I've seen you in my past and in my memories, but now I see you reaping tears from my best friend's face. I've been like you, I've been in love with people like you, and funnily enough you're my friend so I hate to throw stones and things that have kept me afloat.
But get your **** together.
She is funny and understanding and lovable, and you cannot just throw her aside with no explanation and no sympathy like a rag doll. I want so badly to slap you, me, anyone who has done this to someone. People deserve to know why someone looks at them and doesn't think they're enough. People deserve to be respected and cared for. Hearts are heavy burdens to bear alone, and I'll be ****** if you let her stand alone in the rain with her shattered in her hands because she thought you could be someone to her.
Get your **** together.
I'm your friend, but I don't deal in being dishonest and confusing and never making up your mind about the important things. I don't want either of you hurt, but don't pull *******, don't string her along, don't keep changing your mind.
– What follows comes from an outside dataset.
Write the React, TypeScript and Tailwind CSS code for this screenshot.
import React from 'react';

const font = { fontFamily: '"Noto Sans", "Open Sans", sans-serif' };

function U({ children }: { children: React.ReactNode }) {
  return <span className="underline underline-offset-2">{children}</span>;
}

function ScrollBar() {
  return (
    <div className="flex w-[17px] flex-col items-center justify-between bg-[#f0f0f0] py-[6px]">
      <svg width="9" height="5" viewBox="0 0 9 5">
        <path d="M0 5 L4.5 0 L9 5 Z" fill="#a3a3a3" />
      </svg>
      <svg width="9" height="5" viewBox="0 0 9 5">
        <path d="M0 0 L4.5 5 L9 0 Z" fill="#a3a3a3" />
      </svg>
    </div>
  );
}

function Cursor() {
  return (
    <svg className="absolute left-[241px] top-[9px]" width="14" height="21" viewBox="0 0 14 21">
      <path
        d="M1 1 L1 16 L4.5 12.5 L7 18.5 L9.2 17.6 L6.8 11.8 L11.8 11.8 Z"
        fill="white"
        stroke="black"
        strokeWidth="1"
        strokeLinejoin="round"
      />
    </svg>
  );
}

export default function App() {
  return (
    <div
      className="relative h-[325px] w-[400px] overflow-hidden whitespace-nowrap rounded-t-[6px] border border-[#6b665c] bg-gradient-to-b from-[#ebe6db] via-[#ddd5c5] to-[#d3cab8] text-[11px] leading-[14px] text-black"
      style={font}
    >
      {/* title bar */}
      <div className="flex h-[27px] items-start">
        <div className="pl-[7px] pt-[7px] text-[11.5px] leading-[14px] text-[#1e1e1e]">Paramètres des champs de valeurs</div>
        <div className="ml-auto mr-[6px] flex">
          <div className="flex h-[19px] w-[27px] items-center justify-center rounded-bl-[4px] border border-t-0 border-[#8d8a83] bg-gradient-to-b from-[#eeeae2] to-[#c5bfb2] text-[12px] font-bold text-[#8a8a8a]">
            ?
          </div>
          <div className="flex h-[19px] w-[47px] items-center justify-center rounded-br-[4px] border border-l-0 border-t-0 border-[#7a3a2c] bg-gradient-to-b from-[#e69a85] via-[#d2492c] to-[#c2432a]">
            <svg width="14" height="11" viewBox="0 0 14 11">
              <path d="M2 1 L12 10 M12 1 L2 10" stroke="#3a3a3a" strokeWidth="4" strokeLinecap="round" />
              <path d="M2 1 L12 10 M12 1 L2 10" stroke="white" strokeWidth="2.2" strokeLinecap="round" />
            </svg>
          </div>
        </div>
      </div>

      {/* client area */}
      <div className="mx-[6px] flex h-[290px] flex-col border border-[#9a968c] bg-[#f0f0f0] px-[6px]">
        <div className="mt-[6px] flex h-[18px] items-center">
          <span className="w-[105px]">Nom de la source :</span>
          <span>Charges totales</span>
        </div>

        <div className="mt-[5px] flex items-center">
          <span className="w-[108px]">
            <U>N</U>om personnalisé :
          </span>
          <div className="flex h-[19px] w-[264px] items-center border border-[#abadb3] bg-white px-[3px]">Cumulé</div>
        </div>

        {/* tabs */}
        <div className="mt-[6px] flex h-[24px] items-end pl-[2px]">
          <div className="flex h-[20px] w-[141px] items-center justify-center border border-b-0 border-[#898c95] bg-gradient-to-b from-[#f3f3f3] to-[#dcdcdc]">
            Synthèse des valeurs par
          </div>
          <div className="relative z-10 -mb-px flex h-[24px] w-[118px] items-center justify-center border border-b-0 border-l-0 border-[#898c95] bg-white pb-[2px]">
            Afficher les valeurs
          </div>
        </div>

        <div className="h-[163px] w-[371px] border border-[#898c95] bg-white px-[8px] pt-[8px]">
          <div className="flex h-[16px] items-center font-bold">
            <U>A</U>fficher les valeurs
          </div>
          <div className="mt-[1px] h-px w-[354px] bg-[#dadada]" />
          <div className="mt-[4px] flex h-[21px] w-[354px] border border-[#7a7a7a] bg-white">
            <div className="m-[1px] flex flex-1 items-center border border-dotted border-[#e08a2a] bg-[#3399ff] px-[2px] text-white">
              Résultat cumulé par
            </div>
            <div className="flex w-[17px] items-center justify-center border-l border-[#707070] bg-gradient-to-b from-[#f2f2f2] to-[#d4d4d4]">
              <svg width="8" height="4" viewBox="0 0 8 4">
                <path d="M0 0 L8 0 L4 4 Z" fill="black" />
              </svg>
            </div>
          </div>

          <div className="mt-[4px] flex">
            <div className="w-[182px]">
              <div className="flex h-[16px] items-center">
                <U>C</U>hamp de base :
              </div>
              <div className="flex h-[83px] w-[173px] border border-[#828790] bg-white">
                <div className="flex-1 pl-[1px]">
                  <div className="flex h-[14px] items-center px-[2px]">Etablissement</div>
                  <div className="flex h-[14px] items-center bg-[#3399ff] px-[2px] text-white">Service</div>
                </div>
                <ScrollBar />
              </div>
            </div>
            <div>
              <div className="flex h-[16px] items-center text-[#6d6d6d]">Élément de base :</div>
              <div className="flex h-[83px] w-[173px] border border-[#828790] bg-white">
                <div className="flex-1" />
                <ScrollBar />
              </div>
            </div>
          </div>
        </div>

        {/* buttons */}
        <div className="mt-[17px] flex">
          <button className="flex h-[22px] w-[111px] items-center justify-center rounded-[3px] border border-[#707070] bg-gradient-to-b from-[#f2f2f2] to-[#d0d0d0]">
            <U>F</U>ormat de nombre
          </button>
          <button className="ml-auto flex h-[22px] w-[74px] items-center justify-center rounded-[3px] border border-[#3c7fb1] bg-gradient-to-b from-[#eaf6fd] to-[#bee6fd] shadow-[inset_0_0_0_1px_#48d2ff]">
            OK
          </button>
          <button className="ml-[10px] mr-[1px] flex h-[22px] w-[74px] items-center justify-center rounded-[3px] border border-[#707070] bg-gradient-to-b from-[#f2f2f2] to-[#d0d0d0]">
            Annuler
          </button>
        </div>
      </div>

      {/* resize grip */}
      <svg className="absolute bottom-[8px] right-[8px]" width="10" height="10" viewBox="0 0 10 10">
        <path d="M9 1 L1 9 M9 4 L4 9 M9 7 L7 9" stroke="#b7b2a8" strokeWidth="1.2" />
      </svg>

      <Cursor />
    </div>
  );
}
Make decisions, act, and stop being so afraid for five seconds to do something for yourself that could make you happier.
Get your **** together.
You both deserve better than silly fears of change. I'm afraid of everything and I cry and get anxious but I get over it. I don't let them ruin me and the relationships I have created. I am not just critiquing you, I understand so well fear and doubts and pain, and I used to let it eat me until I wasn't me anymore. I'd make decisions based off safety and being alone rather than connecting with people and being a better me. But that left me suicidal and dead inside. Maybe you won't be so extreme, but don't be so **** afraid. It'll **** you far faster than caring.
Get your **** together.
Not just for her or me or anyone. Mostly for yourself. Because I see you, in the skeleton of my pain, in the shadows on my walls, and no one deserves that. I'm asking you to get it together because I care and I understand. I'm asking because I see you.